2004, Friday 23 April: Russian River, California
Pacific sunset at the mouth of the Russian River, California RELATED PHOTO GALLERY
"World's Top 10 Drives” - it’s a staple of the glossy travel mags and Sunday supplements.
Selections vary (a bit), but one road is always included: Highway One along California's Big Sur coast from San Francisco down to LA. Such articles will usually go on to list the drive's attractions - a rollicking, roller-coaster route, spectacular Pacific shoreline, sunsets, surf's-up beaches, and boho-chic towns like Carmel (where Clint Eastwood is a former mayor).
To be sure, it's all true and the drive's very nice. Nice in the same way that Mother's Pride sliced white bread is nice: soft, easy and undemanding in the bite - but a trifle mushy when you get it in the mouth. For something a little more challenging and hugely more satisfying, real adventurers turn right, not left, out of San Francisco and leave the glossy travel writers and fly-drive vacationers far, far behind. Heading north across the Golden Gate Bridge, up the coast towards Oregon, all you’re left with is superlatives. It's still Highway One, but this time the journey's through the older, tougher California of Cossack adventurers coasting down from Siberia, fur trappers forging through the old-growth forests and timeless, sheeting rain.
Keep on for a couple of days and you’ll skirt the mist-mantled Lost Coast, where float planes and jeep trails are the only way to get around; push on a few hours more and you’ll reach the Redwood National Park, where you can wander as a beetle through groves of moss-draped forest giants – the tallest living things on the planet. Strike inland, and the glacial peaks of the Trinity Alps rise even higher, surrounded by the forested ridges and valleys of the Klamath Mountains - home range for Bigfoot Sasquatch, crypto-zoologists and UFO theorists. These are mountains for people who don’t want to be found. You’ll be hard pushed to navigate a way through, and luckier still to find enough gas to get you across without your own jerry cans.

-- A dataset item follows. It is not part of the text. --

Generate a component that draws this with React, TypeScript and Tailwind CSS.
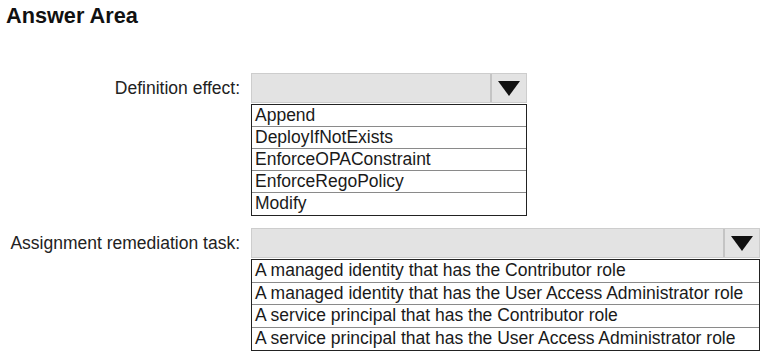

It’s all superb escapist stuff (so long as you don’t mind a spot of the wet), but hands up, I’m still a mere wannabe; the full drive is yet another entry in my impossibly long ‘one day I’ll be back’ list. All that I’ve managed so far is the first half day or so, a gentle three or four hours up to the mouth of the Russian River at Jenner. Still, that was enough to know the truth. Along the way, there was time to take in quiet, weather-boarded Inverness at Point Reyes, windswept Bodega Bay (setting for Alfred Hitchcock’s ‘Birds’ and eerie even in the sun) and the unspoilt beaches at Jenner itself, where you have to jostle for space with basking sea lions. The Big Sur can keep the newsprint, just head north for California’s soul and the real drive of your life.